Combine a base, walls 9 and 10, and side pieces 8. Despite the numbering, do 9-10 first.

Putting it away

Insert the four large card trays, then a Condition or Personal Stories tray in each column to fill the space. The trays will be tucked slightly under the front lip of the box, so keep that in mind when removing them.

Left Side

First, place the main game board.

At the front, place the long token tray, then stack the Epic Monsters and Gate Tokens on top. Place the lid on the Mythos token space.

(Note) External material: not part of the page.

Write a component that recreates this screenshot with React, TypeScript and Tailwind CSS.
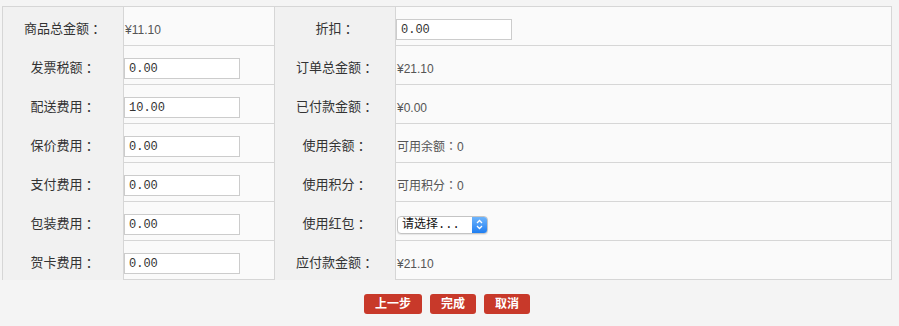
const rows = [
  { l1: '商品总金额', v1: { text: '¥11.10' }, l2: '折扣', v2: { input: '0.00' } },
  { l1: '发票税额', v1: { input: '0.00' }, l2: '订单总金额', v2: { text: '¥21.10' } },
  { l1: '配送费用', v1: { input: '10.00' }, l2: '已付款金额', v2: { text: '¥0.00' } },
  { l1: '保价费用', v1: { input: '0.00' }, l2: '使用余额', v2: { pre: '可用余额', text: '0' } },
  { l1: '支付费用', v1: { input: '0.00' }, l2: '使用积分', v2: { pre: '可用积分', text: '0' } },
  { l1: '包装费用', v1: { input: '0.00' }, l2: '使用红包', v2: { select: true } },
  { l1: '贺卡费用', v1: { input: '0.00' }, l2: '应付款金额', v2: { text: '¥21.10' } },
]

type Cell = { text?: string; pre?: string; input?: string; select?: boolean }

// centred full-width colon, as on the original page
const Colon = () => <span className="font-['Noto_Sans_CJK_JP',sans-serif]">：</span>

function Label({ children }: { children: string }) {
  return (
    <div className="flex w-[120px] shrink-0 items-center justify-center bg-[#f1f1f1] pt-[4px] text-[13px] text-[#333]">
      {children}
      <Colon />
    </div>
  )
}

function Value({ cell }: { cell: Cell }) {
  if (cell.input !== undefined) {
    return (
      <input
        defaultValue={cell.input}
        className="h-[21px] w-[116px] border border-[#cccccc] bg-white px-[4px] font-['Liberation_Mono',monospace] text-[12px] text-[#333] outline-none"
      />
    )
  }
  if (cell.select) {
    return (
      <div className="relative ml-[1px] h-[18px] w-[91px] overflow-hidden rounded-[4px] border border-[#c4c4c4] bg-white shadow-[0_1px_1px_rgba(0,0,0,0.08)]">
        <span className="absolute left-[4px] top-0 leading-[16px] font-['Liberation_Mono','Noto_Sans_CJK_SC',monospace] text-[12px] text-[#111]">
          请选择...
        </span>
        <span className="absolute right-0 top-0 flex h-full w-[15px] items-center justify-center bg-gradient-to-b from-[#6db4fb] to-[#1c7ef1]">
          <svg width="7" height="11" viewBox="0 0 7 11" fill="none" stroke="white" strokeWidth="1.3">
            <path d="M1 4 L3.5 1.5 L6 4" />
            <path d="M1 7 L3.5 9.5 L6 7" />
          </svg>
        </span>
      </div>
    )
  }
  return (
    <span className="ml-[1px] text-[12px] text-[#555]">
      {cell.pre && (
        <>
          {cell.pre}
          <Colon />
        </>
      )}
      {cell.text}
    </span>
  )
}

export default function App() {
  return (
    <div className="min-h-screen bg-[#f4f4f4] pt-[6px] font-['Liberation_Sans','Noto_Sans_CJK_SC',sans-serif]">
      <div className="ml-[2px] w-[890px] border-x border-t border-[#d6d6d6]">
        {rows.map((r) => (
          <div key={r.l1} className="flex h-[39px]">
            <Label>{r.l1}</Label>
            <div className="flex w-[152px] shrink-0 items-center border-x border-b border-[#d6d6d6] bg-[#fafafa] pt-[7px]">
              <Value cell={r.v1} />
            </div>
            <Label>{r.l2}</Label>
            <div className="flex flex-1 items-center border-l border-b border-[#d6d6d6] bg-[#fafafa] pt-[7px]">
              <Value cell={r.v2} />
            </div>
          </div>
        ))}
      </div>
      <div className="mt-[14px] ml-[2px] flex w-[890px] justify-center gap-[8px]">
        {['上一步', '完成', '取消'].map((b) => (
          <button
            key={b}
            className="h-[20px] rounded-[3px] bg-[#c8392a] px-[11px] text-[12px] font-bold leading-[20px] text-white"
          >
            {b}
          </button>
        ))}
      </div>
    </div>
  )
}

Next, stack the three small expansion boards and the board spacer. If you don’t have the three sideboard expansions, you’ll want to add some papers or such to take up the extra height.

On top, you have the character token tray and the small card tray.

Right Side

At the front, place the Clue tray – lid on – then place the Ancient One stand on top of that. (Or the Accessory tray, if you’re using that instead.)

Then the Monster Cup.

Fill in the remaining space with the Investigator/Ancient One tray, then the Health/Stamina tray on top of that.

Store your rulebooks in the elastic inside the lid.

Care and Use

The insert is designed to fit tightly, to prevent tokens and cards from falling out of their slots. You can store your game on its side, or put it in your car or game bag, and nothing will fall out of place.

Be careful and use common sense; with all the expansions, the total weight of the trunk is nearly 25 pounds, and it’s held shut by two little latches. I’ve never had an issue with the strength of the trunk, but I do recommend you check your latches, screws, leather, and rivets occasionally for looseness or fatigue. When convenient, carry the case with two hands. When carrying it by the handle, pick it up smoothly, carry it in a stable way, then set it down gently.

For a little extra security, if I’m going to be carrying the game, I keep a braided belt wrapped around the middle of my set. Here’s a belt that will work. Since these belts stretch, get the smallest size. I haven’t had any trouble with these latches and I don’t expect to, but the thought of forgetting the latches and having the lid opening and throwing 2500+ cards and tokens across a sidewalk is worth an extra step to me.